RM Williams takes on the world
Small snippet from the AFR - RMs are ubiquitous amongst antipodean corporate cowboys who have probably never seen a tractor or milked a cow…walk into the PWC building in Auckland and throw a dart and you’ll no doubt find a boy wearing his RMs…bet he went to King’s too…Forrest is hoping on opening stores over on the continent. 'Struth. Best of luck to him. Have a feeling it’ll go well.
How to make a 33,000% return on your money
Sometimes people ask me — Eden, where is the value in handbags? And then I show them this graph, which blows most other companies out of the water:
LVMH have had a similarly stellar run — though “only” roughly a 5,000% return in about the same time period. Underachievers! Arnault and co have built probably the most efficient assemblages of fashion houses in the world - whereas rival Pinault at Kering has been buying talent agencies (not with Kering’s money, but of course the two are intertwined like Thatcher and Milton Friedman) — Arnault has quietly built an empire that covers every aspect of the luxury train — beauty via beauty lines and Sephora; leather goods; quiet luxury at Loro, cognac and champagne at Möet-Hennessy, etc.
Anyway — here’s your proof in the pudding. LVMH reported full yr results of €86.15bn, or organic growth of about +13%. Recession, what recession?
If you’ve been reading my missives from Paris you’d know that I keep telling you people are spending. Spending large! Of course Paris is not a proxy for the rest of the world but when you go, ok, there’s a thirty minute line outside Chanel, you kind of get the idea that the 1% have got plenty of fuel left in the tank…
Anyway. LVMH shares gained ~12% as did CDI. CDI is the stock that owns Arnault’s controlling stake and trades at a multiple discount (20x vs 24x). Prefer CDI but remain buy-rated on both.
Bigger question — when does luxury fall off? This is a trick question. Luxury evolves, it doesn’t fall off — take a look at the following chart, which is an index of secondhand watch prices
Basically, money printer go brrr and crypto go brrr and then quite a marked drop-off. Blue line is the total index. Yellow is — take a guess? Rolex? Patek? AP?
No, ladies and gents — that yellow line which has proven resistant is Cartier. From observation (old French money is very discreet) and from these stats, I wonder if the era of the “big watch” is over and we are entering an era of more subtlety. Cartier is owned by Richemont which we also like as a buy.
Puig - the quiet achiever
Great piece in the FT on Puig, the little-known family owned beauty business which recently acquired Dr Barbara Sturm (if you don’t know what that is, ask your girlfriend or wife; if you want to make her happy on Valentine’s Day, buy her some2). They also own Dries van Noten and Byredo — big quality names. We watched the group with interest over the years, and speculation over an IPO interests us — we have a firm rule never to invest in an IPO, but when the price is right…we cut our position in Estée Lauder after several disappointing quarters (it still figures, but we used the cash for L’Oreal instead). Puig is clearly a canny acquirer worth keeping an eye on.
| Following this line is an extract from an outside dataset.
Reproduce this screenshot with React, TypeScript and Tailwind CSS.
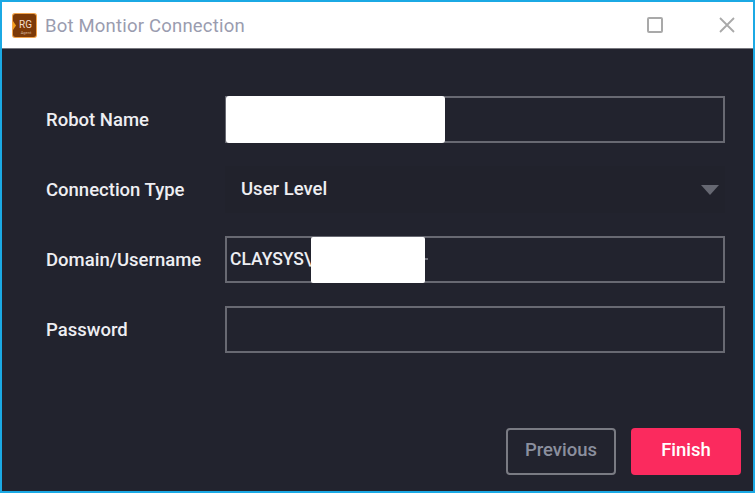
export default function App() {
  const labelClass = "w-[179px] shrink-0 pt-[2px] text-[18.5px] font-medium text-[#eeeef2]";
  const fieldClass = "flex h-[47px] w-[500px] items-center border-2 border-[#686972] text-[18.5px] font-medium text-[#eeeef2]";
  return (
    <div className="flex h-[493px] w-[755px] flex-col overflow-hidden border-2 border-[#1ba9e4] font-['Roboto',sans-serif]">
      <div className="flex h-[46px] shrink-0 items-center bg-white">
        <svg width="25" height="25" viewBox="0 0 25 25" className="ml-[10px]">
          <rect x="0" y="0" width="25" height="25" rx="3" fill="#f0a24a" />
          <rect x="1" y="1" width="23" height="23" rx="2.5" fill="#7c3a08" />
          <path d="M1 8l3 4.5-3 4.5z" fill="#f7a11a" />
          <text x="13.5" y="15" textAnchor="middle" fontSize="10" fontFamily="Roboto, sans-serif" fill="#f2dccb">RG</text>
          <text x="14" y="21" textAnchor="middle" fontSize="4" fontFamily="Roboto, sans-serif" fill="#d8b89c">Agent</text>
        </svg>
        <span className="ml-[8px] pt-[3px] text-[18.5px] tracking-[0.2px] text-[#9a9caf]">Bot Montior Connection</span>
        <div className="ml-auto mr-[16px] flex items-center gap-[54px]">
          <span className="h-[16px] w-[16px] rounded-[2px] border-2 border-[#a9a9a9]" />
          <svg width="20" height="20" viewBox="0 0 20 20" stroke="#a9a9a9" strokeWidth="1.8" fill="none">
            <path d="M3 3l14 14M17 3L3 17" />
          </svg>
        </div>
      </div>
      <div className="h-[1px] shrink-0 bg-[#77777e]" />
      <div className="flex flex-1 flex-col bg-[#22232e] pl-[44px] pr-[28px] pt-[47px]">
        <div className="flex flex-col gap-[23px]">
          <div className="flex items-center">
            <span className={labelClass}>Robot Name</span>
            <div className={`${fieldClass} relative`}>
              <div className="absolute -left-[1px] -top-[2px] h-[47px] w-[219px] rounded-[3px] bg-white" />
            </div>
          </div>
          <div className="flex items-center">
            <span className={labelClass}>Connection Type</span>
            <div className="flex h-[47px] w-[500px] items-center justify-between bg-[#21222c] pl-[16px] pr-[6px] text-[18.5px] font-medium text-[#eeeef2]">
              <span>User Level</span>
              <svg width="18" height="10" viewBox="0 0 18 10"><path d="M0 0h18l-9 10z" fill="#666872" /></svg>
            </div>
          </div>
          <div className="flex items-center">
            <span className={labelClass}>Domain/Username</span>
            <div className={`${fieldClass} relative pl-[3px]`}>
              <span className="text-[17.5px] font-medium">CLAYSYS\</span>
              <div className="absolute left-[84px] -top-[1px] h-[46px] w-[114px] rounded-[2px] bg-white" />
              <div className="absolute left-[198px] top-[20px] h-[2px] w-[3px] bg-[#6e6f78]" />
            </div>
          </div>
          <div className="flex items-center">
            <span className={labelClass}>Password</span>
            <div className={fieldClass} />
          </div>
        </div>
        <div className="mr-[-16px] mt-[75px] flex justify-end gap-[15px]">
          <button className="h-[47px] w-[110px] rounded-[4px] border-2 border-[#7a7b83] pb-[1px] text-[18.5px] font-medium text-[#8b8f9e]">Previous</button>
          <button className="h-[47px] w-[110px] rounded-[4px] bg-[#fb2a5e] pb-[1px] text-[18.5px] font-medium text-[#fff]">Finish</button>
        </div>
      </div>
    </div>
  );
}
More, more luxury — Galliano signals a mood change
I know most of you come here for stock advice but luxury is inherently linked to capital, and luxury companies often have spectacular margins. John Galliano’s show for Margiela at Paris Couture Week was nothing short of spectacular. The show received a standing ovation for five minutes. I think this signals a vibe shift here — expect a shift from total “quiet luxury” to something softly decadent…the other houses are playing catch-up now, and Gucci-owner Kering is being left in the dust (hence why it trades at just 13x P/E…). This collection will filter down to lesser brands, to Zara, to H&M…just watch. In six months time you will be seeing echoes of this everywhere. Full video below…
Letter of the week…from the AFR
Well, quite.
As per FMC Act 2013 274 (2) you become a SPH holder when you control 5% of the economic interests of the company…with 324,205,366 shares on issue, Dame Paula and co fall well short of breaching any independent director listing rule, either via the NZX’s own rules or those outlined in the FMC Act
Fun fact - Strum’s husband was at points acting as Johnny Depp’s lawyer.